Considères-tu ta pratique comme plutôt documentaire ou artistique ?
Dans mon travail, j’essaie justement d’abolir les frontières entre le documentaire et l’art. En fait, j’aime explorer les relations entre la photographie et d’autres disciplines. Ainsi, j’élargis les horizons de mon processus de création. J’aime faire dialoguer la photographie avec l’espace et la sculpture en l’appréhendant comme une œuvre en trois dimensions. Cela permet de renforcer son intégration avec d’autres formes d’art. Cette correspondance est un outil essentiel à mon langage qui rend mon propos plus impactant.
Comment as-tu débuté la série Flower Rocks ?
La famille de mon mari est colombienne et travaille dans le marché de la bijouterie. Quand nous nous sommes mariés, ses parents m’ont donné des boucles d’oreilles en émeraude – une fierté nationale pour eux, quelque chose d’unique et d’authentique. Mon beau-père m’a dit qu’elles dégageaient une énergie positive et pouvaient neutraliser les champs négatifs. Il faut croire qu’elles ont agi comme un aimant sur moi puisque, quelque temps après, j’ai décidé de me rendre à Boyacá (région où on trouve la plus grande quantité et la meilleure qualité de pierres en Colombie). C’est ainsi qu’ont commencées mes recherches sur le pouvoir de la pierre.
De quelle façon as-tu abordé ce sujet ?
Dès le début, j’ai été fasciné par les croyances populaires autour de l’émeraude et ces paysages cachés par la nature. Dans cette région, le pouvoir qu’on confère à l’émeraude dépasse sa valeur économique. Il se dit qu’après avoir découvert une de ces pierres, il n’est plus possible de se consacrer à autre chose qu’à sa recherche. Mais ce n’est pas une tâche facile : seule l’émeraude choisit qui la trouvera. Malgré des indicateurs supposés (la présence de papillons bleus, des fougères, les reflets de pleine lune), aucune méthode scientifique n’est avérée afin de détecter sa présence. C’est pourquoi j’ai voulu documenter les mystères qui entourent ce célèbre caillou vert.

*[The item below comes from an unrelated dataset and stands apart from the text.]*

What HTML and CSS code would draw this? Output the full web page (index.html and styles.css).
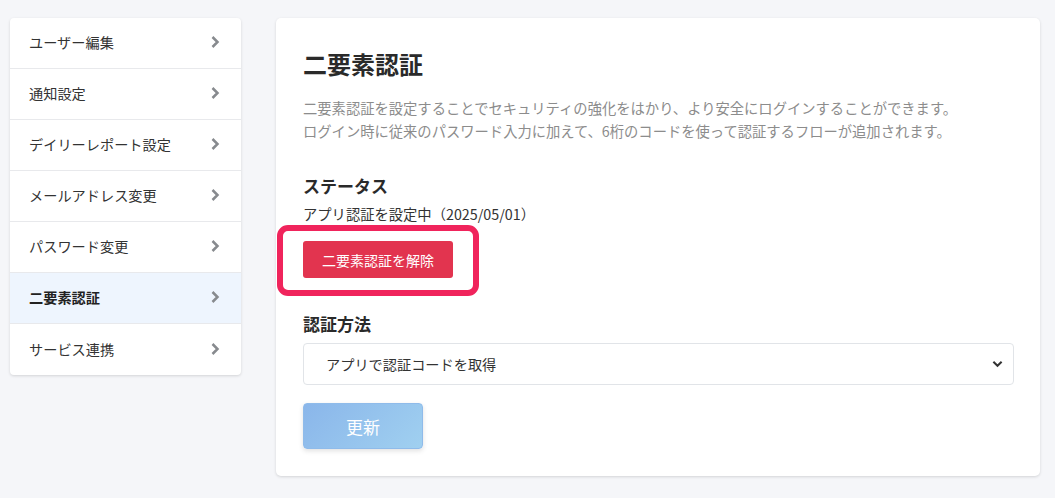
FILE: index.html
```html
<!DOCTYPE html>
<html lang="ja">
<head>
<meta charset="utf-8">
<link rel="stylesheet" href="styles.css">
</head>
<body>
<div class="layout">
  <nav class="side">
    <a class="side-item">ユーザー編集<svg class="chev" viewBox="0 0 10 14"><path d="M2.5 2 L7.5 7 L2.5 12"/></svg></a>
    <a class="side-item">通知設定<svg class="chev" viewBox="0 0 10 14"><path d="M2.5 2 L7.5 7 L2.5 12"/></svg></a>
    <a class="side-item">デイリーレポート設定<svg class="chev" viewBox="0 0 10 14"><path d="M2.5 2 L7.5 7 L2.5 12"/></svg></a>
    <a class="side-item">メールアドレス変更<svg class="chev" viewBox="0 0 10 14"><path d="M2.5 2 L7.5 7 L2.5 12"/></svg></a>
    <a class="side-item">パスワード変更<svg class="chev" viewBox="0 0 10 14"><path d="M2.5 2 L7.5 7 L2.5 12"/></svg></a>
    <a class="side-item active">二要素認証<svg class="chev" viewBox="0 0 10 14"><path d="M2.5 2 L7.5 7 L2.5 12"/></svg></a>
    <a class="side-item">サービス連携<svg class="chev" viewBox="0 0 10 14"><path d="M2.5 2 L7.5 7 L2.5 12"/></svg></a>
  </nav>
  <main class="card">
    <h1 class="title">二要素認証</h1>
    <p class="desc">二要素認証を設定することでセキュリティの強化をはかり、より安全にログインすることができます。<br>ログイン時に従来のパスワード入力に加えて、6桁のコードを使って認証するフローが追加されます。</p>
    <h2 class="sub">ステータス</h2>
    <p class="status">アプリ認証を設定中（2025/05/01）</p>
    <div class="btn-wrap">
      <button class="btn-danger">二要素認証を解除</button>
      <span class="highlight"></span>
    </div>
    <h2 class="sub sub2">認証方法</h2>
    <div class="select">
      <span>アプリで認証コードを取得</span>
      <svg class="sel-chev" viewBox="0 0 12 8"><path d="M1.5 1.5 L6 6 L10.5 1.5"/></svg>
    </div>
    <button class="btn-update">更新</button>
  </main>
</div>
</body>
</html>
```
FILE: styles.css
```css
* { box-sizing: border-box; }
html, body { margin: 0; padding: 0; }
body {
  background: #f5f6f9;
  font-family: "Noto Sans CJK JP", "Noto Sans", sans-serif;
  color: #333;
  width: 1055px;
  height: 498px;
  overflow: hidden;
}
.layout {
  display: flex;
  align-items: flex-start;
  gap: 35px;
  padding: 18px 0 0 10px;
}
.side {
  width: 231px;
  background: #fff;
  border-radius: 4px;
  box-shadow: 0 1px 3px rgba(0,0,0,0.14);
  display: flex;
  flex-direction: column;
  overflow: hidden;
}
.side-item {
  height: 51px;
  display: flex;
  align-items: center;
  justify-content: space-between;
  padding: 0 21px 2px 19px;
  font-size: 14.2px;
  color: #333;
  border-bottom: 1px solid #e8e9ec;
}
.side-item:last-child { border-bottom: none; }
.side-item.active {
  background: #eef5fe;
  font-weight: 700;
  color: #222;
}
.chev {
  width: 10px;
  height: 14px;
  fill: none;
  stroke: #878a8e;
  stroke-width: 2.5;
}
.card {
  width: 764px;
  height: 458px;
  background: #fff;
  border-radius: 5px;
  box-shadow: 0 1px 3px rgba(0,0,0,0.14);
  padding: 30px 26px 0 27px;
}
.title {
  margin: 0;
  font-size: 24px;
  font-weight: 700;
  line-height: 32px;
  color: #2a2a2a;
}
.desc {
  margin: 16px 0 0;
  font-size: 14.3px;
  line-height: 23px;
  color: #8c8c8c;
}
.sub {
  margin: 32px 0 0;
  font-size: 17px;
  font-weight: 700;
  line-height: 24px;
  color: #2a2a2a;
}
.status {
  margin: 5px 0 0;
  font-size: 14.3px;
  line-height: 22px;
  color: #333;
}
.btn-wrap {
  position: relative;
  margin-top: 16px;
  width: 150px;
}
.btn-danger {
  display: block;
  width: 150px;
  height: 37px;
  border: none;
  border-radius: 3px;
  background: #e2344f;
  color: #fff;
  font-family: inherit;
  font-size: 14px;
  padding: 0;
}
.highlight {
  position: absolute;
  left: -26px;
  top: -16px;
  width: 202px;
  height: 71px;
  border: 6px solid #f0245c;
  border-radius: 11px;
}
.sub2 { margin-top: 34px; }
.select {
  margin-top: 7px;
  height: 42px;
  border: 1px solid #e1e4e8;
  border-radius: 4px;
  display: flex;
  align-items: center;
  justify-content: space-between;
  padding: 0 10px 0 22px;
  font-size: 14.2px;
  color: #333;
}
.sel-chev {
  width: 11px;
  height: 8px;
  fill: none;
  stroke: #333;
  stroke-width: 2.2;
}
.btn-update {
  display: block;
  margin-top: 18px;
  width: 120px;
  height: 46px;
  border: 1px solid #8fbbea;
  border-radius: 4px;
  background: linear-gradient(135deg, #8ab6ea, #a0d0f0);
  color: #fff;
  font-family: inherit;
  font-size: 17px;
  box-shadow: 0 2px 5px rgba(0,0,0,0.12);
  padding: 0;
}
```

Pourquoi as-tu choisi de te concentrer sur l’extraction de la pierre précieuse ?
L’émeraude n’a pas d’application industrielle. Elle n’existe que par la valeur qu’on lui porte, et ce, depuis les temps préhispaniques. Son histoire est intiment liée à celle de la Colombie. La population autochtone de la région de Boyacá a toujours vénéré l’émeraude. Elle était importante à leur culture et dans leur cosmogonie. Ce caractère sacré de l’industrie minière vit encore dans les méthodes d’extraction artisanale à ciel ouvert. Aujourd’hui le nombre croissant d’entreprises internationales qui s’installent dans la région menace cette approche traditionnelle. J’ai donc voulu témoigner de son existence. Cela n’a pas été simple : les accès étaient accidentés et j’ai dû m’adapter aux conditions climatiques éprouvantes.
Comment as-tu réussi à mettre en image les aspects spirituels de ton sujet ?
Je traduis en images les légendes et les croyances des mineurs artisanaux. Je propose un voyage sensoriel vers ce lien spirituel qu’ils ont avec la nature. J’ai composé des images sombres en référence au paysage minier. Je joue sur les nuances de vert liées à l’émeraude. Je les associe au rouge pour souligner les réalités contrastées que j’ai découvertes là-bas. J’ai construit un monde irréel et onirique semblable à celui dans lequel nait l’émeraude et faire ressentir l’aura de la pierre.